┌──

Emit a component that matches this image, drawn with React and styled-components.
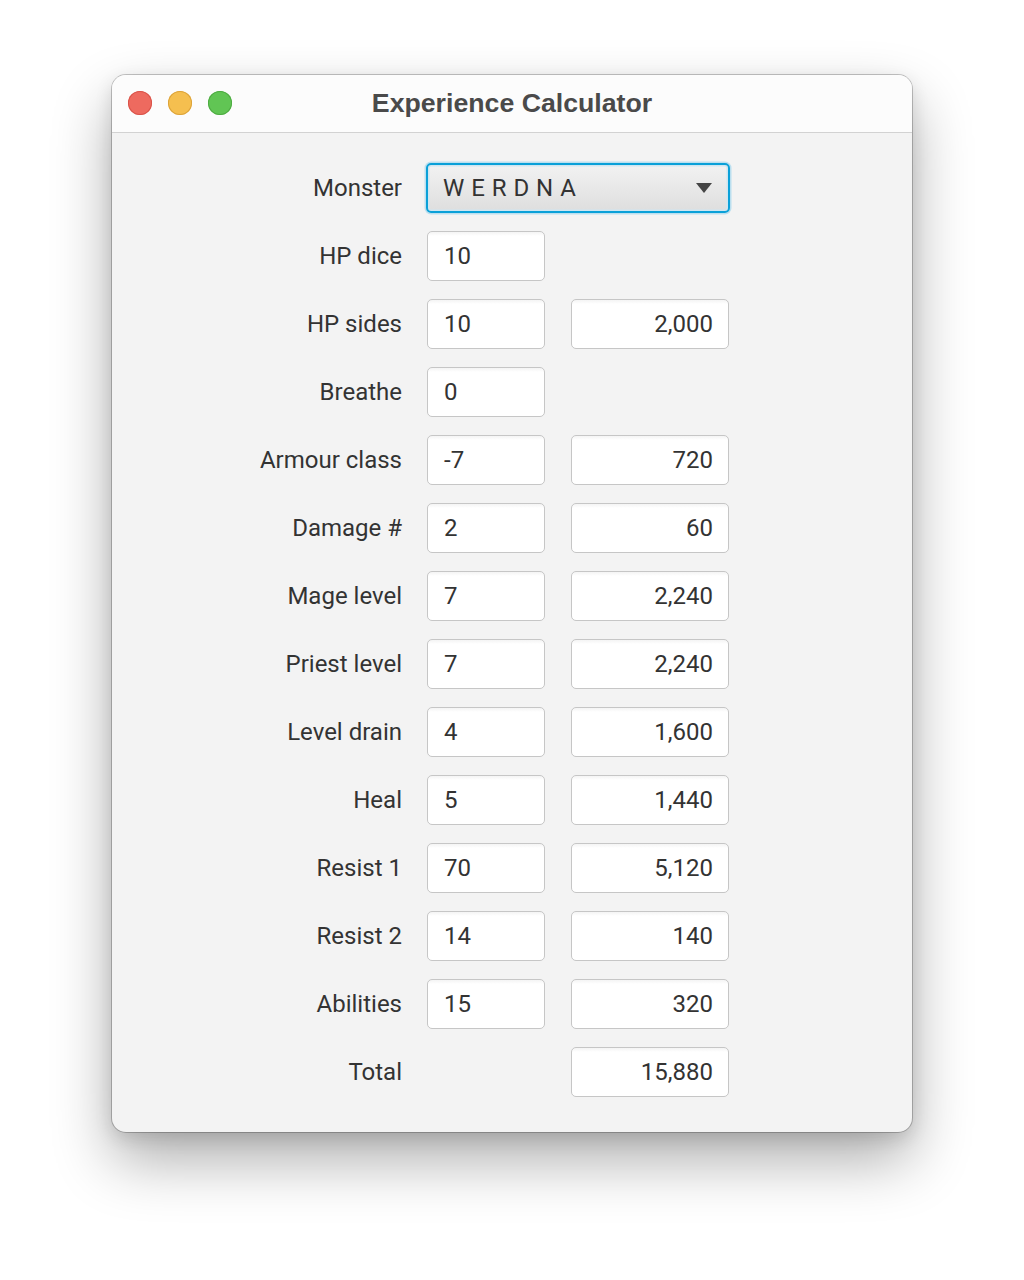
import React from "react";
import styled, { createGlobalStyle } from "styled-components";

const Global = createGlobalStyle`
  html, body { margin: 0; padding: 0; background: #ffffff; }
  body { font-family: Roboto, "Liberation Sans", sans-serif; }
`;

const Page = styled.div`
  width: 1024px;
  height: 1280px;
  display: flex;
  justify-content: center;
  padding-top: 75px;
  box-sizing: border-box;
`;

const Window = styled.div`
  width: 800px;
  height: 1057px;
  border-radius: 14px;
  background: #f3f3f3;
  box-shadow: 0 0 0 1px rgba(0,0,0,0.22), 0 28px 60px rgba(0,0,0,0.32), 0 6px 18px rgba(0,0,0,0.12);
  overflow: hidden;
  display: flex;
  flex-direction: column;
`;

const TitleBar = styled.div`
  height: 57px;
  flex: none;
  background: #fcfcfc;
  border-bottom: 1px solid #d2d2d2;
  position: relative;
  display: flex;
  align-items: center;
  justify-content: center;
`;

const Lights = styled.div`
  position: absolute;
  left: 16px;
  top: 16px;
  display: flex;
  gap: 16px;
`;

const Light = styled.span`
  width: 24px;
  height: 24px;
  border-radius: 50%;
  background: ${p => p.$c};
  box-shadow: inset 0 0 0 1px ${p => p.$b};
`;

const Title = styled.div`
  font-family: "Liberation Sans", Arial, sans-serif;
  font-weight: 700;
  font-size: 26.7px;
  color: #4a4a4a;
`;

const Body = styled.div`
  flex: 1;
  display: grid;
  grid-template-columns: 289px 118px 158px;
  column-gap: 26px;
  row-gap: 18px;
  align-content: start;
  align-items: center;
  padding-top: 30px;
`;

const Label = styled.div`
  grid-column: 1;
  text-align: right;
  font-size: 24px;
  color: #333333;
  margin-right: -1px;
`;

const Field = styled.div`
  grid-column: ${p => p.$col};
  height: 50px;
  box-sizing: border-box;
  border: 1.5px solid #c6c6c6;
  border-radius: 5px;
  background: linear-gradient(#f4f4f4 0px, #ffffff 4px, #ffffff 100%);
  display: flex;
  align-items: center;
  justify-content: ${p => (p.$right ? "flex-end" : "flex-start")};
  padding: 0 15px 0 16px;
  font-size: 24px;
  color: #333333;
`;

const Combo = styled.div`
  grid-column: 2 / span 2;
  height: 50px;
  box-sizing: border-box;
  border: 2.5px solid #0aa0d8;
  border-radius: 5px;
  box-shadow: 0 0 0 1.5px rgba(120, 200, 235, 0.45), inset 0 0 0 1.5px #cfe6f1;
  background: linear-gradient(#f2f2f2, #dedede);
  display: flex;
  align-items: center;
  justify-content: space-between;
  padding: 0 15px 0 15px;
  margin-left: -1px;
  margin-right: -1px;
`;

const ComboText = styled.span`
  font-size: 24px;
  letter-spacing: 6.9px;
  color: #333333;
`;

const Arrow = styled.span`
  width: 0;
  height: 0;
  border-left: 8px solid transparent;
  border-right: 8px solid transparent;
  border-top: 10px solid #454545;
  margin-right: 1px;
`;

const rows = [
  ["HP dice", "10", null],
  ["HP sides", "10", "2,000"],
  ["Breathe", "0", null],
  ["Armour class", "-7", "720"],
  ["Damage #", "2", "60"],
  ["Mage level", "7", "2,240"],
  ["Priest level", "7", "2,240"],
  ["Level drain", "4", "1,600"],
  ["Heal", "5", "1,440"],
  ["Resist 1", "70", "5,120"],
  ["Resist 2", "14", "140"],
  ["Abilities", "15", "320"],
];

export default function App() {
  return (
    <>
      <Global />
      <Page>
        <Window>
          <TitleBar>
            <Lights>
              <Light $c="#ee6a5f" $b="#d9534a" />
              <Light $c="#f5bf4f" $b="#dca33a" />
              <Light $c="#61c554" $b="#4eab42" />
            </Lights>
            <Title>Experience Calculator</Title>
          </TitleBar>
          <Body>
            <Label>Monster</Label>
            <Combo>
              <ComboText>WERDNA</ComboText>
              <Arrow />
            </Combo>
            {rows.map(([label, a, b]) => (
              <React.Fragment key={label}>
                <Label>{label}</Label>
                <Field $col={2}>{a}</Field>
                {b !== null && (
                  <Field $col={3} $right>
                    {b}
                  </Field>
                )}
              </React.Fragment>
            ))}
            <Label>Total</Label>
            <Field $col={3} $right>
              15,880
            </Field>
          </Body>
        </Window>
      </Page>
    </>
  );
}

└──

Instructions for the task:
Transcribe the listing in full and omit the pictures.

Final answer:
Emit a component that matches this image, drawn with React and styled-components.
import React from "react";
import styled, { createGlobalStyle } from "styled-components";

const Global = createGlobalStyle`
  html, body { margin: 0; padding: 0; background: #ffffff; }
  body { font-family: Roboto, "Liberation Sans", sans-serif; }
`;

const Page = styled.div`
  width: 1024px;
  height: 1280px;
  display: flex;
  justify-content: center;
  padding-top: 75px;
  box-sizing: border-box;
`;

const Window = styled.div`
  width: 800px;
  height: 1057px;
  border-radius: 14px;
  background: #f3f3f3;
  box-shadow: 0 0 0 1px rgba(0,0,0,0.22), 0 28px 60px rgba(0,0,0,0.32), 0 6px 18px rgba(0,0,0,0.12);
  overflow: hidden;
  display: flex;
  flex-direction: column;
`;

const TitleBar = styled.div`
  height: 57px;
  flex: none;
  background: #fcfcfc;
  border-bottom: 1px solid #d2d2d2;
  position: relative;
  display: flex;
  align-items: center;
  justify-content: center;
`;

const Lights = styled.div`
  position: absolute;
  left: 16px;
  top: 16px;
  display: flex;
  gap: 16px;
`;

const Light = styled.span`
  width: 24px;
  height: 24px;
  border-radius: 50%;
  background: ${p => p.$c};
  box-shadow: inset 0 0 0 1px ${p => p.$b};
`;

const Title = styled.div`
  font-family: "Liberation Sans", Arial, sans-serif;
  font-weight: 700;
  font-size: 26.7px;
  color: #4a4a4a;
`;

const Body = styled.div`
  flex: 1;
  display: grid;
  grid-template-columns: 289px 118px 158px;
  column-gap: 26px;
  row-gap: 18px;
  align-content: start;
  align-items: center;
  padding-top: 30px;
`;

const Label = styled.div`
  grid-column: 1;
  text-align: right;
  font-size: 24px;
  color: #333333;
  margin-right: -1px;
`;

const Field = styled.div`
  grid-column: ${p => p.$col};
  height: 50px;
  box-sizing: border-box;
  border: 1.5px solid #c6c6c6;
  border-radius: 5px;
  background: linear-gradient(#f4f4f4 0px, #ffffff 4px, #ffffff 100%);
  display: flex;
  align-items: center;
  justify-content: ${p => (p.$right ? "flex-end" : "flex-start")};
  padding: 0 15px 0 16px;
  font-size: 24px;
  color: #333333;
`;

const Combo = styled.div`
  grid-column: 2 / span 2;
  height: 50px;
  box-sizing: border-box;
  border: 2.5px solid #0aa0d8;
  border-radius: 5px;
  box-shadow: 0 0 0 1.5px rgba(120, 200, 235, 0.45), inset 0 0 0 1.5px #cfe6f1;
  background: linear-gradient(#f2f2f2, #dedede);
  display: flex;
  align-items: center;
  justify-content: space-between;
  padding: 0 15px 0 15px;
  margin-left: -1px;
  margin-right: -1px;
`;

const ComboText = styled.span`
  font-size: 24px;
  letter-spacing: 6.9px;
  color: #333333;
`;

const Arrow = styled.span`
  width: 0;
  height: 0;
  border-left: 8px solid transparent;
  border-right: 8px solid transparent;
  border-top: 10px solid #454545;
  margin-right: 1px;
`;

const rows = [
  ["HP dice", "10", null],
  ["HP sides", "10", "2,000"],
  ["Breathe", "0", null],
  ["Armour class", "-7", "720"],
  ["Damage #", "2", "60"],
  ["Mage level", "7", "2,240"],
  ["Priest level", "7", "2,240"],
  ["Level drain", "4", "1,600"],
  ["Heal", "5", "1,440"],
  ["Resist 1", "70", "5,120"],
  ["Resist 2", "14", "140"],
  ["Abilities", "15", "320"],
];

export default function App() {
  return (
    <>
      <Global />
      <Page>
        <Window>
          <TitleBar>
            <Lights>
              <Light $c="#ee6a5f" $b="#d9534a" />
              <Light $c="#f5bf4f" $b="#dca33a" />
              <Light $c="#61c554" $b="#4eab42" />
            </Lights>
            <Title>Experience Calculator</Title>
          </TitleBar>
          <Body>
            <Label>Monster</Label>
            <Combo>
              <ComboText>WERDNA</ComboText>
              <Arrow />
            </Combo>
            {rows.map(([label, a, b]) => (
              <React.Fragment key={label}>
                <Label>{label}</Label>
                <Field $col={2}>{a}</Field>
                {b !== null && (
                  <Field $col={3} $right>
                    {b}
                  </Field>
                )}
              </React.Fragment>
            ))}
            <Label>Total</Label>
            <Field $col={3} $right>
              15,880
            </Field>
          </Body>
        </Window>
      </Page>
    </>
  );
}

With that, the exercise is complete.